There are of course many diseases which remain incurable such as acquired immunodeficiency syndrome (AIDS), which although is far from the levels of near epidemic of the 1980's remains a major concern for world healthcare. Modern medicine has developed a way to treat for AIDS but has yet
to find a cure. Another incurable illness is influenza (flu), which although affecting over 10% of the population of the western world is only treatable proactively in the form of a vaccination. So while medical advances have made it possible to treat, cure or even eradicate illness there are still many conditions which remain dangerous.
When thinking about why the number of people suffering from serious diseases is so high, you have to look both at the current state of medical knowledge and also trends in patients' lifestyles. The number of reported sexually transmitted diseases (STD's) has increased steadily over the past 50 years partly as a result of acceptance of the diseases and partly as the young generation tends to take more risks than their parents did.
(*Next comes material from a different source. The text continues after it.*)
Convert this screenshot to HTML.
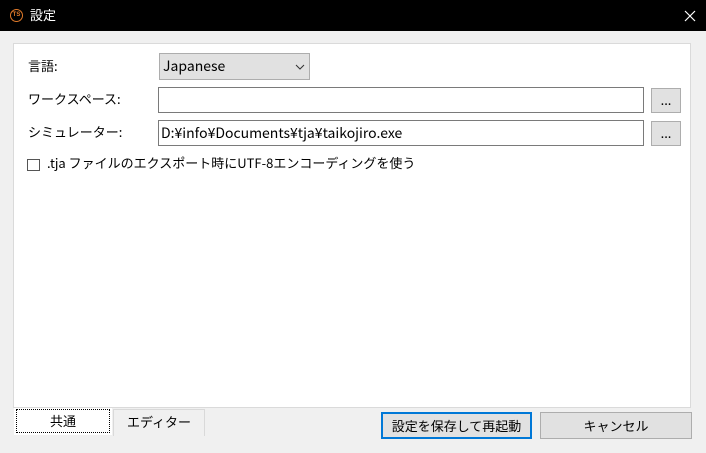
<!DOCTYPE html>
<html><head><meta charset="utf-8"><style>
*{box-sizing:border-box;margin:0;padding:0}
body{width:706px;height:453px;background:#f0f0f0;font-family:"Noto Sans CJK JP",sans-serif;font-size:13px;color:#000;position:relative;overflow:hidden}
.a{position:absolute}
.title{left:0;top:0;width:706px;height:31px;background:#000;color:#fff}
.panel{left:13px;top:43px;width:678px;height:365px;background:#fff;border:1px solid #dadada}
.lbl{left:28px;line-height:16px}
.tb{background:#fff;border:1px solid #7a7a7a;height:26px;padding-left:2px;line-height:24px;font-size:14px}
.btn{background:#e1e1e1;border:1px solid #adadad;text-align:center}
</style></head><body>
<div class="a title">
 <div class="a" style="left:10px;top:9px;width:13px;height:13px;border-radius:50%;border:1.5px solid #e07a2a;color:#e07a2a;font-size:6px;line-height:10px;text-align:center;font-weight:bold;font-family:'Liberation Sans',sans-serif">TS</div>
 <div class="a" style="left:30px;top:6px;font-size:13px;line-height:18px">設定</div>
 <svg class="a" style="left:684px;top:10px" width="12" height="12"><path d="M1 1L11 11M11 1L1 11" stroke="#fff" stroke-width="1.2"/></svg>
</div>
<div class="a panel"></div>
<div class="a lbl" style="top:58px">言語:</div>
<div class="a btn" style="left:159px;top:53px;width:151px;height:27px;text-align:left;padding-left:3px;line-height:25px;font-size:14px">Japanese
 <svg class="a" style="left:135px;top:10px" width="10" height="7"><path d="M1 1L5 5L9 1" stroke="#333" fill="none"/></svg></div>
<div class="a lbl" style="top:91px">ワークスペース:</div>
<div class="a tb" style="left:158px;top:87px;width:486px"></div>
<div class="a btn" style="left:651px;top:88px;width:30px;height:25px;line-height:22px">...</div>
<div class="a lbl" style="top:124px">シミュレーター:</div>
<div class="a tb" style="left:158px;top:120px;width:486px">D:¥info¥Documents¥tja¥taikojiro.exe</div>
<div class="a btn" style="left:651px;top:121px;width:30px;height:25px;line-height:22px">...</div>
<div class="a" style="left:27px;top:159px;width:13px;height:12px;border:1px solid #555;background:#fff"></div>
<div class="a" style="left:47px;top:155px;line-height:16px">.tja ファイルのエクスポート時にUTF-8エンコーディングを使う</div>
<div class="a" style="left:113px;top:409px;width:92px;height:27px;border:1px solid #d9d9d9;border-bottom:none;background:#f0f0f0;text-align:center;line-height:24px">エディター</div>
<div class="a" style="left:14px;top:408px;width:98px;height:27px;background:#fff"></div>
<div class="a" style="left:16px;top:409px;width:94px;height:24px;border:1px dotted #000;text-align:center;line-height:22px;font-size:13px">共通</div>
<div class="a btn" style="left:381px;top:412px;width:151px;height:27px;border:2px solid #0078d7;line-height:23px;font-size:13px">設定を保存して再起動</div>
<div class="a btn" style="left:540px;top:412px;width:152px;height:27px;line-height:25px;font-size:13px">キャンセル</div>
</body></html>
Chlamydia is a good example of this, figures released by the World Health Organization (WHO) indicate that there was a 7% rise in the number of cases of Chlamydia in the US in 2012 when compared to the previous year. The increase was highest among teens, who may not even realize that they have an infectious disease or are too embarrassed to report it straightaway which may in-turn lead to infertility.
The answer to the question "What can be done to stop the trend of increasing levels of disease?" may be as simple as education. If people knew the risks associated with their current lifestyle, they may be encouraged to make some change which would spare them future illness. A great example of this can be seen in the European approach to reducing lung cancer rates by running public information adverts on the dangers of smoking. Or on a smaller scale, in programs to educate children on the causes of diabetes and how to avoid contracting it.
While it may not be possible for medicine to fight against every disease, the number of terminal diseases is decreasing and if this is combined with education on how to lead a healthier life - the future looks good.